本書は単なる衒学的なものではなく、いくつかのキーワードによってふりがなの分類、分析を行っている。中でも、これは鋭い!と思ったのは、次の3点である。
- ふりがなは、自分以外の読者を想定する。
- ふりがなは、(中国語=漢語と日本語などのように)複数の言語の両方に関わるときにも使われる。
- ふりがなは、余剰的な表現に用いられる。
この3点は、デリダ的な意味でのエクリチュールの特徴に重なる。

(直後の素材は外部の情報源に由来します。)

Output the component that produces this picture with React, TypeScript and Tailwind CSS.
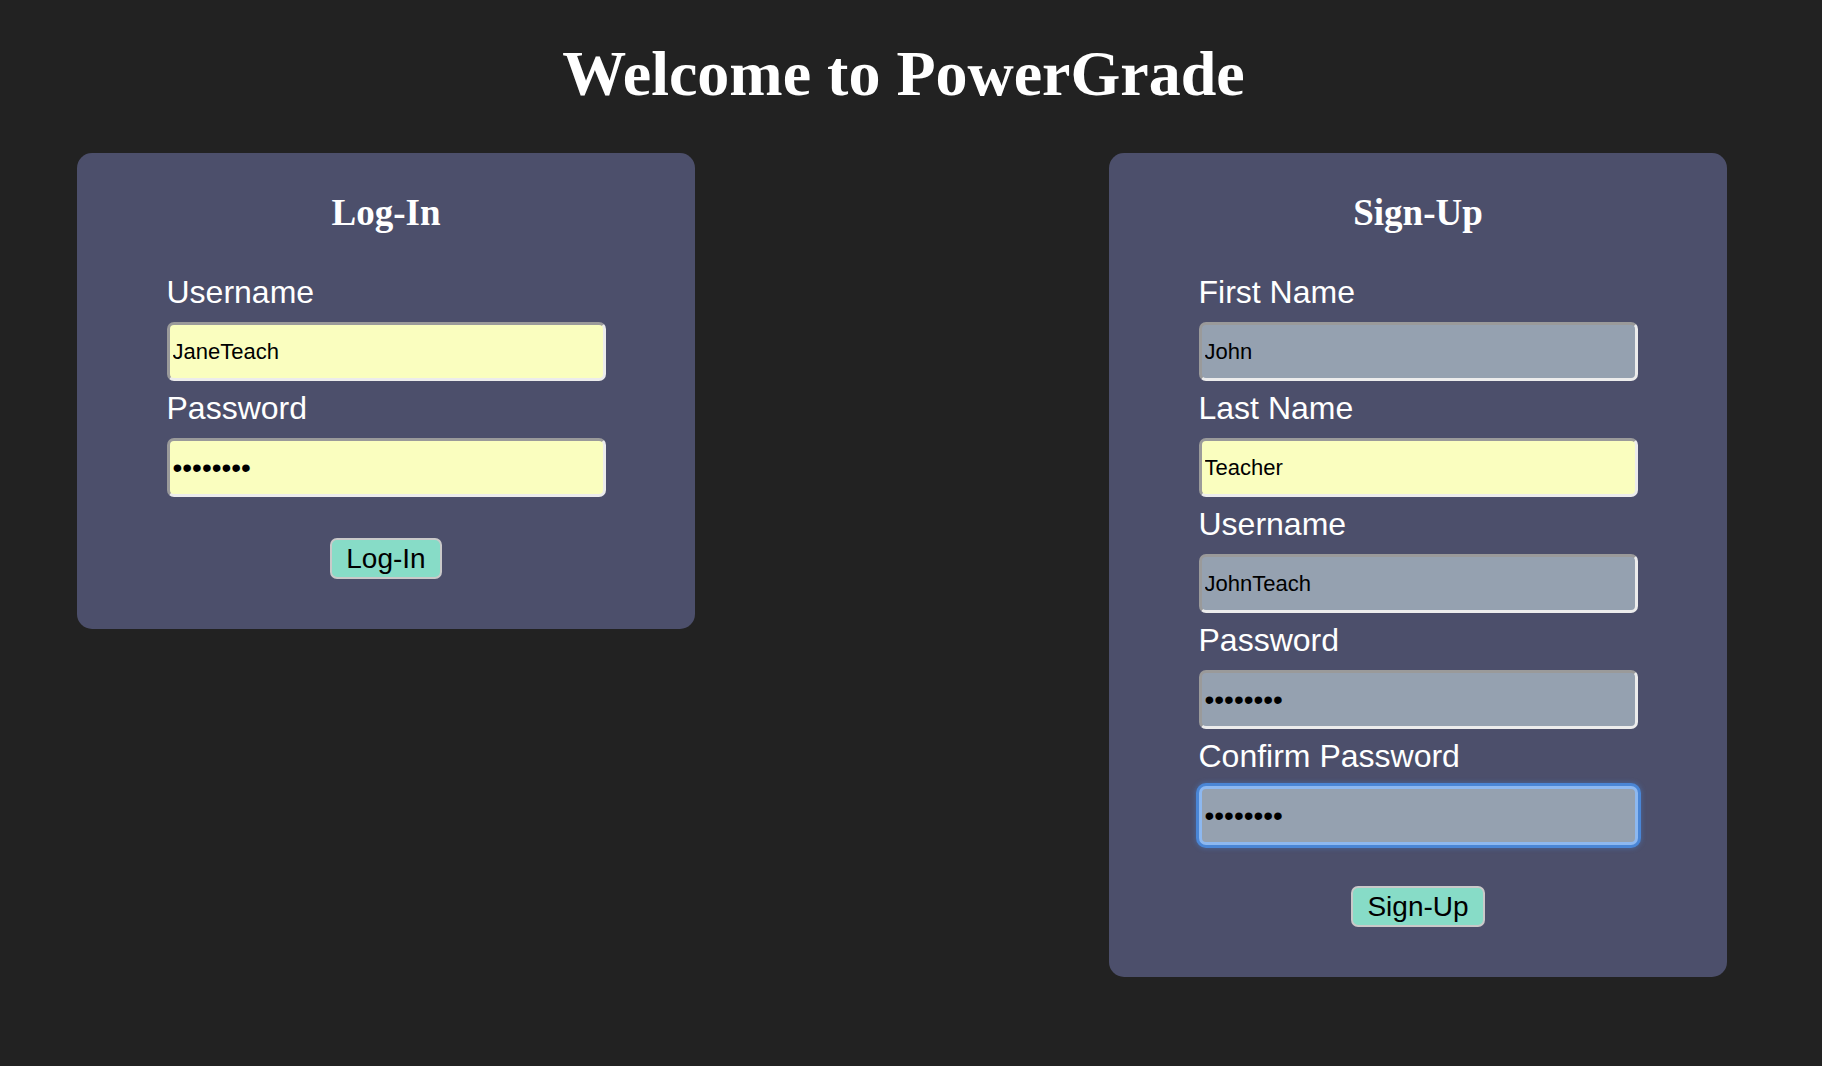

「
あと、ところどころで常用漢字批判をしているのもミソ。
…「達」字には「イタル」「コホス」「トホル」「トホス」「カナフ」「ヤル」「タツ」「ミチ」「ツカハス」「ツフサニ」「ナラス」「ユク」「カヨハス」「サトル」と、実に一四もの和訓が配されている。
ちなみに常用漢字表には音「タツ」が載せられているのみで、訓は一つも載せられていない。…
一二世紀頃には、それまでの中国文化と日本文化との交渉の蓄積として、『〔類聚〕名義抄』が編まれ、そこにはこれだけ多くの和訓がみとめられる。少し大げさないい方をすれば、その文化交渉の「蓄積」が現代には継承されていないことになる。こうしたことを現在に生きるわたしたちはどう考えればよいのだろうか。 (p. 73)
と言うことで、ちょっと物足りないかもしれないけど、文字文化に関心がある方にはおすすめ。